What else is ironic is I would say our industry is quite progressive, yet when politically favored are in power, EE gets the shaft.  Consider WI, which during the recession prior to this one, the Democratic governor Jim Doyle, almost collapsed the state’s energy program by taking HALF the budget dollars rather than cutting spending elsewhere.  In speaking with Californians last week at AESP, the same thing is on the table in Sacramento, with a Democrat uber-super-duper majority.  I said, I bet there’s uproar over that.  Not a peep.  How could this be?  Unions Trumpka EE, get it?

Meanwhile, on the right you have people like Rand Paul with his kooky bill to undo the incandescent ban; Glen Beck waxing hysterically that George Soros will use the CFL as a tool to overthrow the US government and Media Matters will control your smart grid connection; Bush and hydrogen; and of course there is a considerable faction of right wingers that would just as soon gut all EE efforts and drill, mine, build power plants, and power lines willy nilly, and waste resources per market forces.

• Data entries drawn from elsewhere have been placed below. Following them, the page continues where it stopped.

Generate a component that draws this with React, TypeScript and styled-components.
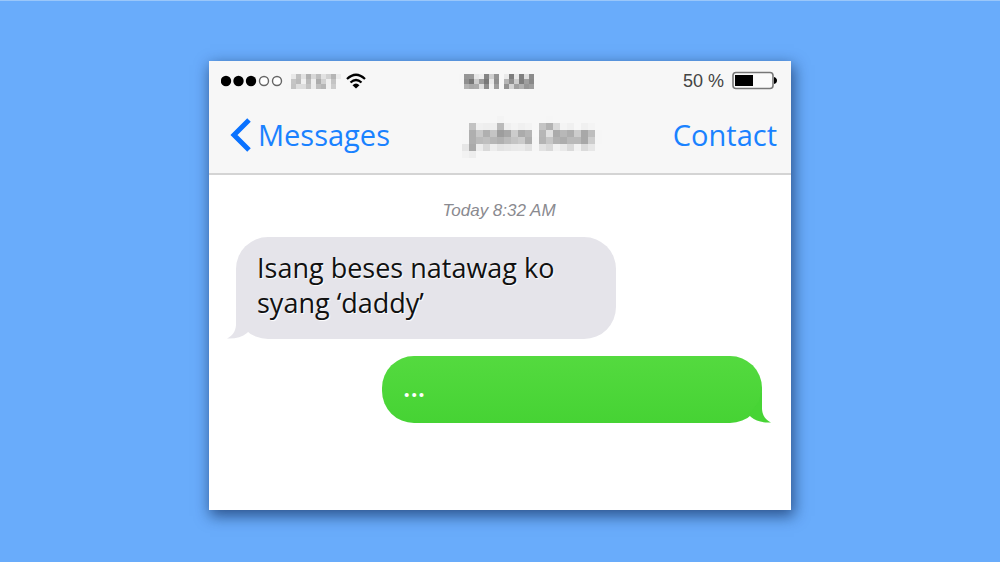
import React from "react";
import styled, { createGlobalStyle } from "styled-components";

const GlobalStyle = createGlobalStyle`
  *, *::before, *::after { box-sizing: border-box; }
  body {
    margin: 0;
    background: #69acfb;
    font-family: "Open Sans", "Noto Sans", sans-serif;
    color: #111;
  }
`;

const Page = styled.main`
  display: flex;
  justify-content: center;
  align-items: flex-start;
  min-height: 100vh;
  padding: 60px 16px 48px;
  border-top: 1px solid #9ac7fa;
`;

const Phone = styled.article`
  flex: 1;
  max-width: 582px;
  padding-bottom: 87px;
  background: #fff;
  box-shadow: 2px 5px 14px 1px rgba(10, 35, 80, 0.65);
`;

const Header = styled.header`
  background: #f7f7f7;
  border-bottom: 2px solid #d4d4d4;
  padding: 8px 14px 18px 12px;
`;

const StatusRow = styled.div`
  display: grid;
  grid-template-columns: 1fr auto 1fr;
  align-items: center;
  height: 24px;
  font-size: 18px;
  line-height: 24px;
`;

const NavRow = styled.div`
  display: flex;
  justify-content: space-between;
  align-items: center;
  height: 40px;
  margin-top: 22px;
`;

const Side = styled.div<{ $end?: boolean }>`
  display: flex;
  align-items: center;
  justify-content: ${(p) => (p.$end ? "flex-end" : "flex-start")};
  gap: 8px;
`;

const Battery = styled.span`
  font-family: "Liberation Sans", sans-serif;
  color: #444;
`;

const Hidden = styled.span<{ $mosaic: string; $size: number; $color: string }>`
  font-size: ${(p) => p.$size}px;
  font-weight: bold;
  color: ${(p) => p.$color};
  filter: url(#${(p) => p.$mosaic});
  white-space: nowrap;
`;

const NavButton = styled.button`
  display: flex;
  align-items: center;
  gap: 7px;
  margin: 0;
  padding: 0;
  border: 0;
  background: none;
  color: #1a82ff;
  font: 29px/36px "Open Sans", "Noto Sans", sans-serif;
  cursor: pointer;
`;

const BackButton = styled(NavButton)`
  padding-left: 9px;
`;

const Thread = styled.section`
  display: flex;
  flex-direction: column;
  padding: 27px 29px 0 27px;
`;

const Stamp = styled.time`
  align-self: center;
  font: italic 17px/18px "Liberation Sans", sans-serif;
  color: #8a8a90;
`;

const Bubble = styled.div<{ $mine?: boolean }>`
  position: relative;
  align-self: ${(p) => (p.$mine ? "flex-end" : "flex-start")};
  width: 380px;
  max-width: 100%;
  margin-top: 17px;
  padding: 13px 21px 19px;
  border-radius: 32px;
  background: ${(p) => (p.$mine ? "linear-gradient(#54da3f, #46d334)" : "#e5e4ea")};
  color: ${(p) => (p.$mine ? "#fff" : "#111")};
  font-size: 27px;
  font-weight: ${(p) => (p.$mine ? 600 : 400)};
  line-height: 35px;
  text-shadow: ${(p) => (p.$mine ? "none" : "1px 1px 1px #fff")};
`;

const Tail = styled.svg<{ $mine?: boolean }>`
  position: absolute;
  bottom: 0;
  ${(p) => (p.$mine ? "right: -9px; transform: scaleX(-1);" : "left: -9px;")}
  fill: ${(p) => (p.$mine ? "#47d435" : "#e5e4ea")};
`;

const Text = styled.p`
  margin: 0;
`;

const Defs = styled.svg`
  position: absolute;
`;

function Mosaic({ id, cell, blur }: { id: string; cell: number; blur: number }) {
  const mid = (cell - 1) / 2;
  return (
    <filter id={id} x="-10%" y="-10%" width="120%" height="120%" colorInterpolationFilters="sRGB">
      <feGaussianBlur in="SourceGraphic" stdDeviation={blur} result="soft" />
      <feFlood x={mid} y={mid} width="1" height="1" floodColor="#000" result="dot" />
      <feOffset in="dot" dx="0" dy="0" x="0" y="0" width={cell} height={cell} />
      <feTile result="grid" />
      <feComposite in="soft" in2="grid" operator="in" />
      <feMorphology operator="dilate" radius={mid} />
    </filter>
  );
}

function BubbleTail({ mine }: { mine?: boolean }) {
  return (
    <Tail $mine={mine} width="30" height="36" viewBox="0 0 30 36" aria-hidden="true">
      <path d="M9 2V22C8.500 29 5 33 0 35.500C8 36 15 34 20 30L22 28L12 14Z" />
    </Tail>
  );
}

export default function App() {
  return (
    <>
      <GlobalStyle />
      <Defs width="0" height="0" aria-hidden="true">
        <Mosaic id="mosaic-small" cell={5} blur={1.5} />
        <Mosaic id="mosaic-large" cell={7} blur={2.5} />
      </Defs>
      <Page>
        <Phone>
          <Header>
            <StatusRow>
              <Side>
                <svg width="62" height="12" viewBox="0 0 62 12" aria-label="Signal">
                  <circle cx="5" cy="6" r="5.200" />
                  <circle cx="17.500" cy="6" r="5.200" />
                  <circle cx="30" cy="6" r="5.200" />
                  <circle cx="43" cy="6" r="4.500" fill="#fff" stroke="#666" strokeWidth="1.400" />
                  <circle cx="56" cy="6" r="4.500" fill="#fff" stroke="#666" strokeWidth="1.400" />
                </svg>
                <Hidden $mosaic="mosaic-small" $size={18} $color="#999">AT&amp;T</Hidden>
                <svg width="20" height="16" viewBox="0 0 20 16" aria-label="Wi-Fi">
                  <g fill="none" stroke="#000" strokeWidth="2.200">
                    <path d="M1 6Q10 -2.500 19 6" />
                    <path d="M4.500 9.500Q10 4.500 15.500 9.500" />
                  </g>
                  <path d="M6.500 12.200Q10 9 13.500 12.200L10 15.500Z" />
                </svg>
              </Side>
              <Hidden $mosaic="mosaic-small" $size={18} $color="#444">9:41 AM</Hidden>
              <Side $end>
                <Battery>50 %</Battery>
                <svg width="45" height="20" viewBox="0 0 45 20" aria-label="Battery">
                  <rect x="1" y="1.500" width="40" height="16" rx="3" fill="#fafafa" stroke="#777" strokeWidth="1.600" />
                  <rect x="3" y="4" width="18" height="11" />
                  <path d="M42 6Q45 7 45 9.500T42 13Z" />
                </svg>
              </Side>
            </StatusRow>
            <NavRow>
              <BackButton type="button">
                <svg width="21" height="34" viewBox="0 0 21 34" fill="none" stroke="#0a72ff" strokeWidth="5" aria-hidden="true">
                  <path d="M19 2L4 17L19 32" />
                </svg>
                Messages
              </BackButton>
              <Hidden $mosaic="mosaic-large" $size={28} $color="#777">John Doe</Hidden>
              <NavButton type="button">Contact</NavButton>
            </NavRow>
          </Header>
          <Thread>
            <Stamp>Today 8:32 AM</Stamp>
            <Bubble>
              <BubbleTail />
              <Text>Isang beses natawag ko syang ‘daddy’</Text>
            </Bubble>
            <Bubble $mine>
              <BubbleTail mine />
              <Text>...</Text>
            </Bubble>
          </Thread>
        </Phone>
      </Page>
    </>
  );
}
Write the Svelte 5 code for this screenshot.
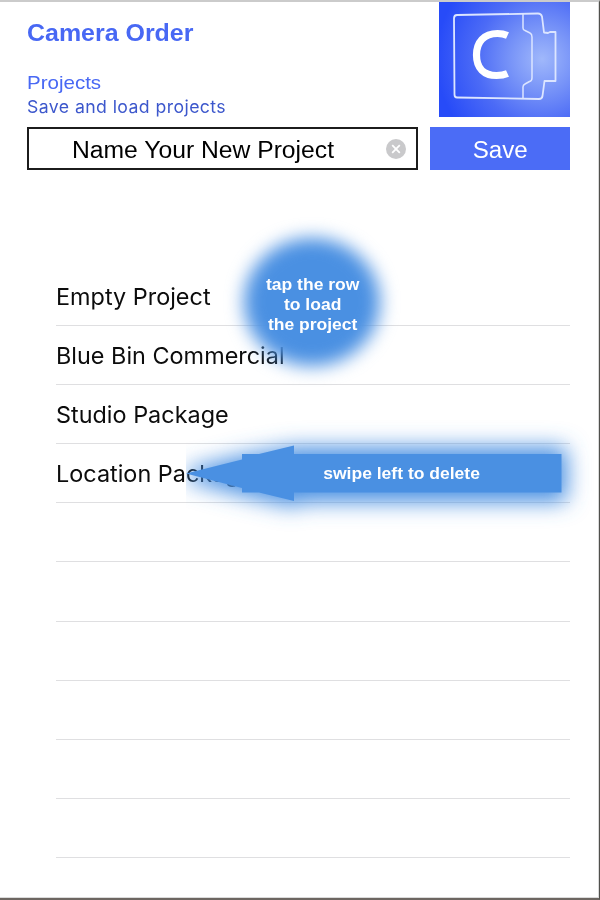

Finally there is this triple lindy irony: the incandescent ban, signed into law by Bush, hated by right, generally applauded by policy people in our industry, is causing much angst for program people.  It’s taking with it a gravy train of easy savings for EE programs.  An entire cottage industry is developing to rationalize the legitimacy of maintaining these savings.  There’s a problem though.  I can get CFLs on Amazon.com for less coin than the less efficient halogen.  We may actually see incentives for throwing away working incandescent light bulbs (just guessing).

Will the Republicans dismantle our industry?  It’s probably not going to happen in Wisconsin.  A friend (Shaw) of a friend (Koch) of the governor is the administrator!  What a hoot – a story for another day.